Fires rise in Arctic as “lightning follows the warming”
By Scott Waldman
27 June 2017
(Climatewire) – Climate change is driving up the number of forest fires ignited by lightning, and it’s pushing them farther north, to the edges of the Arctic tundra, researchers say.
Lightning-caused fires have risen 2 to 5 percent a year for the last four decades, according to a paper published yesterday in the journal Nature Climate Change. And as thunderstorms intensify and become more frequent, fires are increasingly occurring in the boreal forests, and even on the permafrost tundra. Warmer temperatures encourage more thunderstorms, which in turn bring more lightning and greater fire risk.
The changes are part of a complex climate feedback loop that is only now becoming more clear to scientists, said Sander Veraverbeke of Vrije Universiteit Amsterdam, the study’s lead author. A feedback loop is a series of interrelated phenomena that is worsened by climate change and continues to build upon itself with additional consequences.

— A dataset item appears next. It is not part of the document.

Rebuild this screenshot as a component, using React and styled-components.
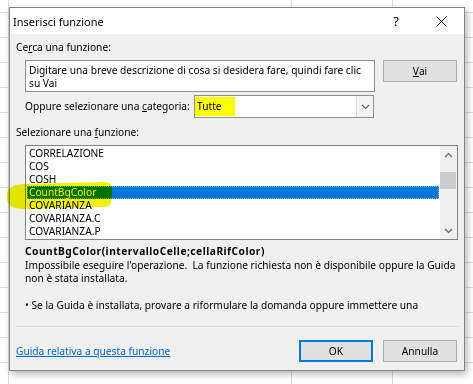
import React from "react"
import styled, { createGlobalStyle } from "styled-components"

const GlobalStyle = createGlobalStyle`
  html, body {
    margin: 0;
    padding: 0;
  }
  body {
    width: 473px;
    height: 384px;
    overflow: hidden;
    font-family: "Noto Sans", "Segoe UI", sans-serif;
    background-color: #fff;
    background-image:
      linear-gradient(#dadada, #dadada),
      linear-gradient(#dadada, #dadada),
      linear-gradient(#dadada, #dadada),
      repeating-linear-gradient(
        to bottom,
        transparent 0,
        transparent 12px,
        #dadada 12px,
        #dadada 13px,
        transparent 13px,
        transparent 25px
      );
    background-size: 1px 100%, 1px 100%, 1px 100%, 100% 100%;
    background-position: 8px 0, 291px 0, 392px 0, 0 0;
    background-repeat: no-repeat;
  }
`

const Desktop = styled.div`
  padding: 7px 0 0 9px;
`

const Dialog = styled.div`
  width: 456px;
  height: 364px;
  box-sizing: border-box;
  border: 1px solid #858585;
  background: #f0f0f0;
  box-shadow: 2px 3px 7px rgba(0, 0, 0, 0.3);
  display: flex;
  flex-direction: column;
  font-size: 10.2px;
  line-height: 13px;
  color: #000;
`

const TitleBar = styled.div`
  height: 26px;
  flex: none;
  background: #fff;
  display: flex;
  align-items: center;
  padding-left: 3px;
`

const Title = styled.div`
  font-size: 11px;
  flex: 1;
`

const TitleButton = styled.div`
  width: ${p => p.w}px;
  height: 26px;
  display: flex;
  align-items: center;
  justify-content: center;
  font-size: 13px;
`

const Body = styled.div`
  flex: 1;
  display: flex;
  flex-direction: column;
  padding: 7px 7px 0 6px;
`

const Label = styled.div`
  height: 13px;
  margin-top: ${p => p.mt || 0}px;
  white-space: nowrap;
`

const SearchRow = styled.div`
  display: flex;
  align-items: flex-start;
  gap: 8px;
  margin: 6px 0 0 9px;
`

const SearchBox = styled.div`
  width: 350px;
  height: 32px;
  box-sizing: border-box;
  border: 1px solid #8f8f8f;
  background: #fff;
  padding: 3px 3px 0;
  line-height: 13px;
  white-space: nowrap;
  overflow: hidden;
`

const Button = styled.div`
  width: 74px;
  height: 22px;
  box-sizing: border-box;
  border: 1px solid ${p => (p.primary ? "#0078d7" : "#adadad")};
  box-shadow: ${p => (p.primary ? "inset 0 0 0 1px #0078d7" : "none")};
  background: #e1e1e1;
  display: flex;
  align-items: center;
  justify-content: center;
`

const CategoryRow = styled.div`
  display: flex;
  align-items: center;
  margin: 3px 0 0 9px;
`

const CategoryLabel = styled.div`
  width: 169px;
  white-space: nowrap;
`

const Select = styled.div`
  width: 180px;
  height: 23px;
  box-sizing: border-box;
  border: 1px solid #8f8f8f;
  background: #fff;
  display: flex;
  align-items: center;
`

const SelectValue = styled.div`
  flex: 1;
  height: 100%;
  display: flex;
  align-items: center;
`

const Mark = styled.span`
  width: 40px;
  height: 19px;
  box-sizing: border-box;
  padding-left: 2px;
  background: #ffff00;
  display: flex;
  align-items: center;
`

const DropButton = styled.div`
  width: 17px;
  height: 21px;
  box-sizing: border-box;
  border-left: 1px solid #d9d9d9;
  background: #f4f4f4;
  display: flex;
  align-items: center;
  justify-content: center;
`

const ListBox = styled.div`
  position: relative;
  width: 433px;
  height: 95px;
  box-sizing: border-box;
  margin: 6px 0 0 9px;
  border: 1px solid #828282;
  background: #fff;
  display: flex;
`

const Items = styled.div`
  flex: 1;
  padding-top: 1px;
`

const Item = styled.div`
  height: 13px;
  line-height: 13px;
  margin: 0 1px;
  padding-left: 2px;
  white-space: nowrap;
  background: ${p => (p.selected ? "#0078d7" : "transparent")};
  color: ${p => (p.selected ? "#fff" : "#000")};
  outline: ${p => (p.selected ? "1px dotted rgba(255,255,255,0.5)" : "none")};
  outline-offset: -1px;
`

const ScrollBar = styled.div`
  width: 17px;
  background: #f0f0f0;
  display: flex;
  flex-direction: column;
`

const ScrollArrow = styled.div`
  height: 17px;
  display: flex;
  align-items: center;
  justify-content: center;
`

const Track = styled.div`
  flex: 1;
  padding-top: 9px;
`

const Thumb = styled.div`
  height: 17px;
  margin: 0 1px 0 0;
  background: #cdcdcd;
`

const Highlighter = styled.svg`
  position: absolute;
  left: -20px;
  top: 35px;
  mix-blend-mode: multiply;
  pointer-events: none;
`

const Details = styled.div`
  margin: 5px 0 0 9px;
  white-space: nowrap;
  overflow: hidden;
`

const Signature = styled.div`
  font-weight: 700;
  height: 13px;
  letter-spacing: 0.5px;
`

const Line = styled.div`
  height: 13px;
  margin-top: ${p => p.mt || 0}px;
`

const Separator = styled.div`
  height: 1px;
  background: #dcdcdc;
  margin: 14px -2px 0 0;
`

const Footer = styled.div`
  display: flex;
  align-items: center;
  gap: 10px;
  margin-top: 13px;
  height: 22px;
`

const Link = styled.a`
  flex: 1;
  color: #0066cc;
  text-decoration: underline;
  white-space: nowrap;
`

const Chevron = ({ up }) => (
  <svg width="9" height="6" viewBox="0 0 9 6">
    <path
      d={up ? "M1 5 L4.5 1.5 L8 5" : "M1 1 L4.5 4.5 L8 1"}
      fill="none"
      stroke="#606060"
      strokeWidth="1.2"
    />
  </svg>
)

const items = [
  "CORRELAZIONE",
  "COS",
  "COSH",
  "CountBgColor",
  "COVARIANZA",
  "COVARIANZA.C",
  "COVARIANZA.P",
]

export default function App() {
  return (
    <>
      <GlobalStyle />
      <Desktop>
        <Dialog>
          <TitleBar>
            <Title>Inserisci funzione</Title>
            <TitleButton w={44}>?</TitleButton>
            <TitleButton w={46}>
              <svg width="11" height="11" viewBox="0 0 11 11">
                <path d="M0.5 0.5 L10.5 10.5 M10.5 0.5 L0.5 10.5" stroke="#000" strokeWidth="1" />
              </svg>
            </TitleButton>
          </TitleBar>
          <Body>
            <Label>
              Ce<u>r</u>ca una funzione:
            </Label>
            <SearchRow>
              <SearchBox>
                Digitare una breve descrizione di cosa si desidera fare, quindi fare clic
                <br />
                su Vai
              </SearchBox>
              <Button>
                <u>V</u>ai
              </Button>
            </SearchRow>
            <CategoryRow>
              <CategoryLabel>
                Oppure selezionare una <u>c</u>ategoria:
              </CategoryLabel>
              <Select>
                <SelectValue>
                  <Mark>Tutte</Mark>
                </SelectValue>
                <DropButton>
                  <Chevron />
                </DropButton>
              </Select>
            </CategoryRow>
            <Label mt={8}>
              Selezionare una <u>f</u>unzione:
            </Label>
            <ListBox>
              <Items>
                {items.map(name => (
                  <Item key={name} selected={name === "CountBgColor"}>
                    {name}
                  </Item>
                ))}
              </Items>
              <ScrollBar>
                <ScrollArrow>
                  <Chevron up />
                </ScrollArrow>
                <Track>
                  <Thumb />
                </Track>
                <ScrollArrow>
                  <Chevron />
                </ScrollArrow>
              </ScrollBar>
              <Highlighter width="110" height="30" viewBox="5 180 110 30">
                <path
                  d="M6 196 C5 187 12 183 24 183 L104 181 C110 181 112 186 111 193 L110 201 C109 206 104 206 98 206 L24 208 C10 208 6 204 6 196 Z"
                  fill="#f2f200"
                />
              </Highlighter>
            </ListBox>
            <Details>
              <Signature>CountBgColor(intervalloCelle;cellaRifColor)</Signature>
              <Line mt={1}>
                Impossibile eseguire l'operazione.&nbsp; La funzione richiesta non è disponibile oppure la Guida
              </Line>
              <Line>non è stata installata.</Line>
              <Line mt={14}>• Se la Guida è installata, provare a riformulare la domanda oppure immettere una</Line>
            </Details>
            <Separator />
            <Footer>
              <Link>Guida relativa a questa funzione</Link>
              <Button primary>OK</Button>
              <Button>Annulla</Button>
            </Footer>
          </Body>
        </Dialog>
      </Desktop>
    </>
  )
}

In the north, fires release more carbon dioxide and methane from the permafrost, he said.
“You have more fires; they creep farther north; they burn in these soils which have a lot of C02 and methane that can be exposed directly at the moment of the fire and then decades after,” Veraverbeke said. “That contributes again to global warming; you have again more fire.”
Scientists studied a spike in fires caused by lightning strikes in the Canadian Northwest Territories in 2014 and in Alaska in 2015. Because there is so little human activity in both of those regions, researchers traced the fires in remote areas to lightning strikes. [more]
Fires rise in Arctic as ‘lightning follows the warming’
ABSTRACT: Changes in climate and fire regimes are transforming the boreal forest, the world’s largest biome. Boreal North America recently experienced two years with large burned area: 2014 in the Northwest Territories and 2015 in Alaska. Here we use climate, lightning, fire and vegetation data sets to assess the mechanisms contributing to large fire years. We find that lightning ignitions have increased since 1975, and that the 2014 and 2015 events coincided with a record number of lightning ignitions and exceptionally high levels of burning near the northern treeline. Lightning ignition explained more than 55% of the interannual variability in burned area, and was correlated with temperature and precipitation, which are projected to increase by mid-century. The analysis shows that lightning drives interannual and long-term ignition and burned area dynamics in boreal North America, and implies future ignition increases may increase carbon loss while accelerating the northward expansion of boreal forest.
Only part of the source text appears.